The court is busier than ever – it now hears more than 24,000 cases a year. Sir Mark thinks this caseload is only going to grow. “The Court of Protection is going to be the jurisdiction of the future, I suspect,” he says.
“I think there are three reasons for it. One is far more disabled youngsters are surviving into adulthood than was ever the case. Secondly, we have a much greater understanding of learning difficulties and learning incapacities and the consequences of those. And thirdly we just have a much larger ageing population and all the consequences of dementia and allied conditions.”
As the caseload continues to grow, he is concerned that changes to legal aid will make it harder for justice to be done, as it is increasingly hard for those families who disagree with the wishes of their mentally impaired relatives to get separate legal representation.
“It’s difficult for people who are not ‘P’ [the patient] to get legal aid,” he explains. “I suspect ‘P’ will be publicly funded in one way or another. But if you’re the family … well, you get a lot of family members acting in person.” Sir Mark believes an increase in cases where family members represent themselves “could seriously impair justice in the cases where facts or diagnosis are an issue”.
A recurring issue for Sir Mark during his time on the bench has been his own faith. A practising Christian, he came under fire from The Guardian for being the most senior judge in the Lawyers’ Christian Fellowship, a group which has campaigned for socially conservative causes, including changes to the abortion law.
He is defiant about the influence of religious beliefs on the judiciary. “Of course our views influence our decision-making,” he says. “It’s hardly worth having a faith if it doesn’t influence you. What you have to do is remember you’re administering a secular law, because from a faith point of view, I remind myself regularly that all Christians are volunteers, so you can’t compel the faith on anybody. If people choose to live their lives in some other way then that’s up to them and I respect that.”
He adds: “The question is the extent to which you make allowances for [faith]. So, for example, you’ll find me quite strong on personal autonomy, because I consciously have to keep in mind the fact that people are allowed to make their own decisions, whatever I might think of those decisions. The great question for judges in most of these cases is, ‘what is the proper subject of my responsibility here?’ And if it’s not my responsibility, then whatever I think of it, I stay out of it. If it is my responsibility, well, then I have to do it within the integrity of my conscience.”

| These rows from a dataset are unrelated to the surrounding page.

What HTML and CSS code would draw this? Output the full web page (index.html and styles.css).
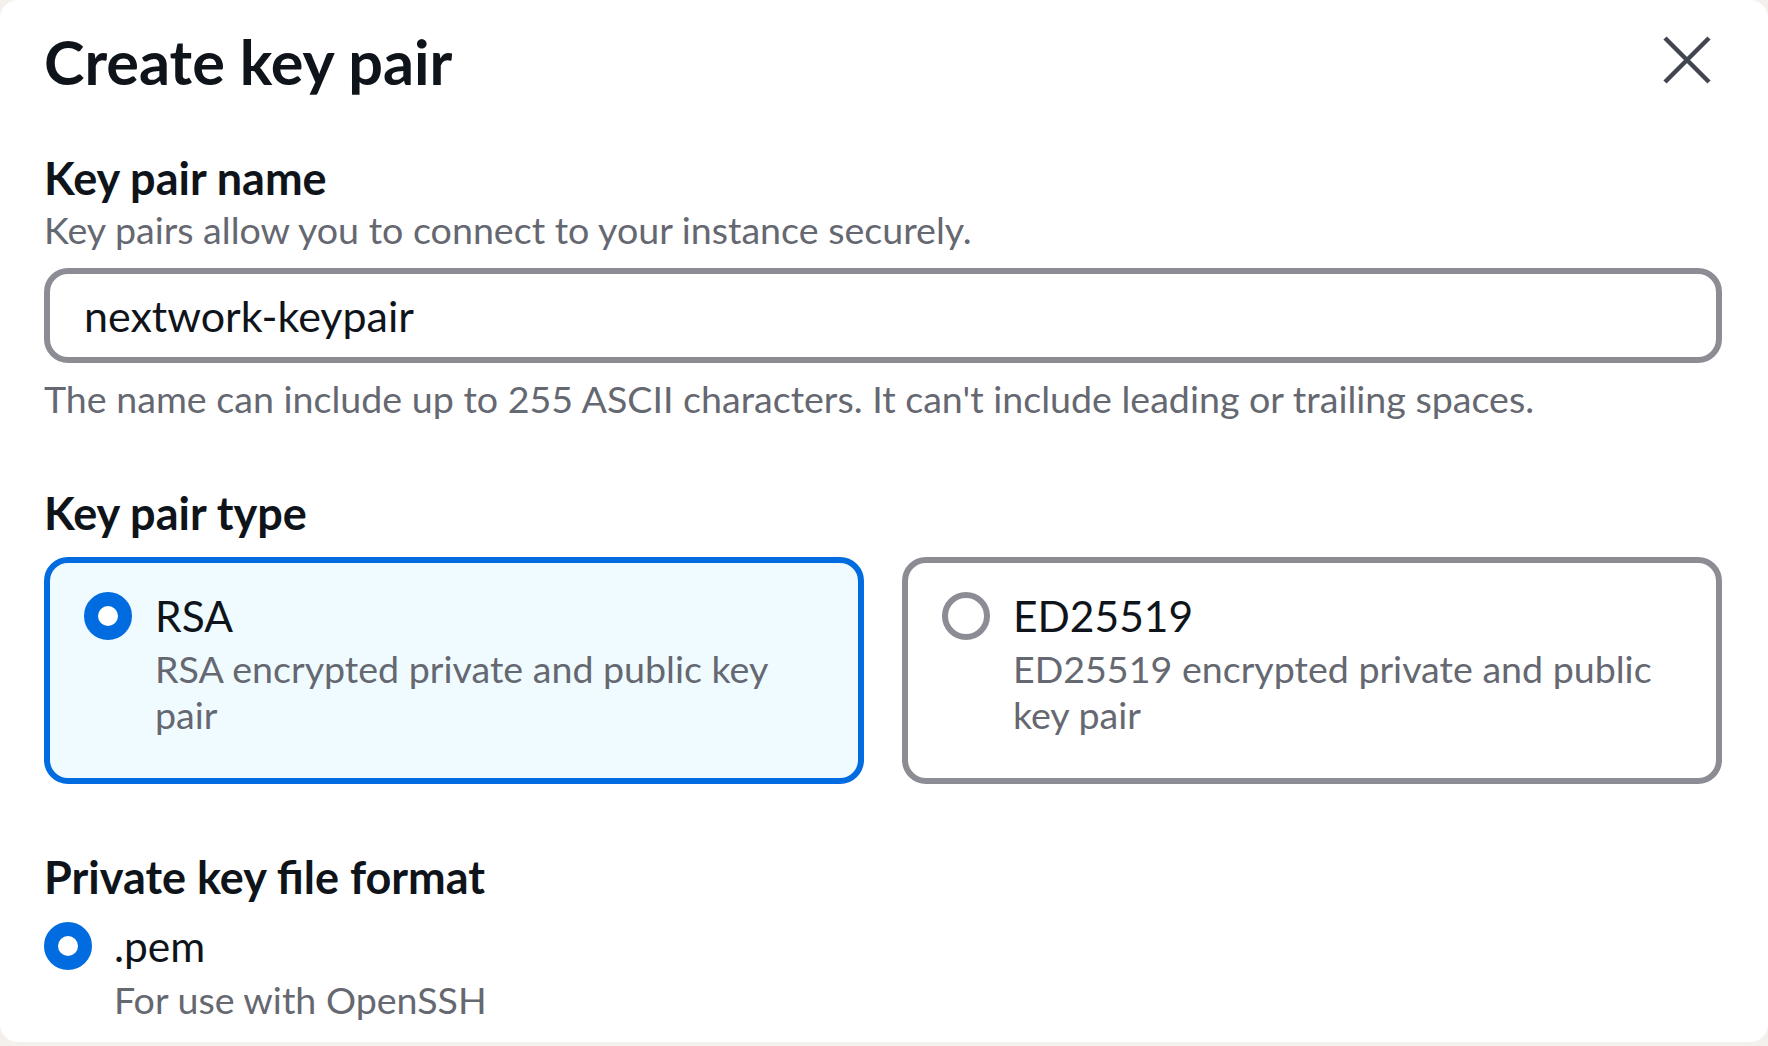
FILE: index.html
```html
<!DOCTYPE html>
<html lang="en">
<head>
<meta charset="utf-8">
<title>Create key pair</title>
<link rel="stylesheet" href="styles.css">
</head>
<body>
<div class="panel">
  <div class="header">
    <h2 class="title">Create key pair</h2>
    <button class="close" aria-label="Close">
      <svg viewBox="0 0 48 48" width="48" height="48"><path d="M2 2 L46 46 M46 2 L2 46" stroke="#424650" stroke-width="4.5" fill="none" stroke-linecap="butt"/></svg>
    </button>
  </div>

  <div class="field field-name">
    <div class="label">Key pair name</div>
    <div class="desc name-desc">Key pairs allow you to connect to your instance securely.</div>
    <div class="input">nextwork-keypair</div>
    <div class="desc constraint">The name can include up to 255 ASCII characters. It can't include leading or trailing spaces.</div>
  </div>

  <div class="field field-type">
    <div class="label">Key pair type</div>
    <div class="tiles">
      <div class="tile selected">
        <span class="radio checked"></span>
        <div class="tile-text">
          <div class="opt-label">RSA</div>
          <div class="desc opt-desc">RSA encrypted private and public key pair</div>
        </div>
      </div>
      <div class="tile">
        <span class="radio"></span>
        <div class="tile-text">
          <div class="opt-label">ED25519</div>
          <div class="desc opt-desc">ED25519 encrypted private and public key pair</div>
        </div>
      </div>
    </div>
  </div>

  <div class="field field-format">
    <div class="label">Private key file format</div>
    <div class="option">
      <span class="radio checked"></span>
      <div class="option-text">
        <div class="opt-label">.pem</div>
        <div class="desc opt-desc">For use with OpenSSH</div>
      </div>
    </div>
  </div>
</div>
</body>
</html>
```
FILE: styles.css
```css
html, body {
  margin: 0;
  padding: 0;
}
body {
  background: #f4f1ec;
  font-family: Lato, "Open Sans", sans-serif;
  color: #0f141a;
}
.panel {
  box-sizing: border-box;
  height: 1042px;
  background: #ffffff;
  border-radius: 18px;
  padding: 26px 46px 0 44px;
}
.header {
  display: flex;
  justify-content: space-between;
  align-items: flex-start;
}
.title {
  margin: 0;
  font-size: 61.2px;
  line-height: 72px;
  font-weight: 700;
  color: #0f141a;
}
.close {
  width: 48px;
  height: 48px;
  margin: 10px 11px 0 0;
  padding: 0;
  border: 0;
  background: transparent;
  display: block;
}
.close svg { display: block; }

.label {
  font-size: 45px;
  line-height: 50px;
  font-weight: 700;
  color: #0f141a;
}
.desc {
  font-size: 37.6px;
  line-height: 46px;
  color: #656871;
}
.field-name { margin-top: 55px; }
.name-desc { margin-top: 4px; }
.input {
  box-sizing: border-box;
  margin-top: 15px;
  height: 95px;
  border: 6px solid #8c8c94;
  border-radius: 24px;
  display: flex;
  align-items: center;
  padding: 0 0 0 34px;
  font-size: 43px;
  line-height: 52px;
  color: #0f141a;
}
.constraint { margin-top: 13px; }

.field-type { margin-top: 66px; }
.tiles {
  margin-top: 19px;
  display: grid;
  grid-template-columns: 1fr 1fr;
  column-gap: 38px;
}
.tile {
  box-sizing: border-box;
  border: 6px solid #8c8c94;
  border-radius: 24px;
  background: #ffffff;
  padding: 28px 34px 40px 34px;
  display: flex;
  align-items: flex-start;
}
.tile.selected {
  border-color: #006ce0;
  background: #f0fbff;
}
.radio {
  box-sizing: border-box;
  flex: none;
  width: 48px;
  height: 48px;
  margin-top: 1px;
  border-radius: 50%;
  border: 6px solid #8c8c94;
  background: #ffffff;
}
.radio.checked {
  border: 14px solid #006ce0;
}
.tile-text {
  margin-left: 23px;
  min-width: 0;
}
.opt-label {
  font-size: 42.5px;
  line-height: 50px;
  color: #0f141a;
}
.opt-desc { margin-top: 5px; }

.field-format { margin-top: 68px; }
.option {
  margin-top: 19px;
  display: flex;
  align-items: flex-start;
}
.option-text { margin-left: 22px; }
.option .opt-desc { margin-top: 6px; }
```
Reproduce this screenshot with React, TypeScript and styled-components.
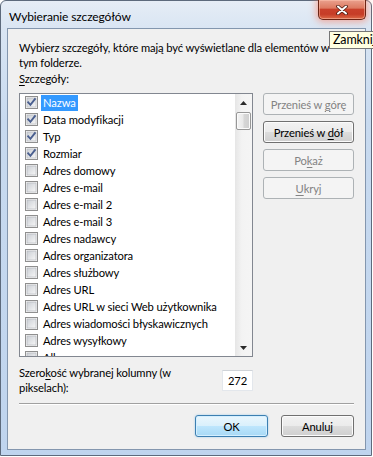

Court of protection: landmark cases
Derek Paravicini, a 30-year-old blind and autistic pianist, made legal history in 2010 when the Court of Protection was opened to the media for the first time as his care was discussed. His parents and sister were eventually given the power to look after his welfare.
Deprivation of liberty
Mark Neary won a landmark court victory in 2011 after a local council unlawfully separated him from his autistic son, Steven. His son was awarded £35,000 in damages and the judge said a “lesser man” might never have got his relative back.
First public sentencing
Earlier this year, Wanda Maddocks became the first person known to be jailed by the court when she got a five-month sentence for contempt. The sentence was delivered in private with Maddocks neither present nor represented by a lawyer.
Right to request abortion
In January the court was asked to decide whether a young pregnant woman with sickle cell anaemia and impaired mental faculties should be allowed to keep her unborn child. The judge ruled that while the woman lacked the ability to litigate, she had enough capacity to decide to continue with her pregnancy.
Capacity for sexual consent
In 2011 a judge ruled that a gay man with an IQ of 48 should be stopped from having anal sex because he lacked capacity to consent to sexual relations. However, the judge also accepted that he might be able to make decisions about safe sex with the right sex education.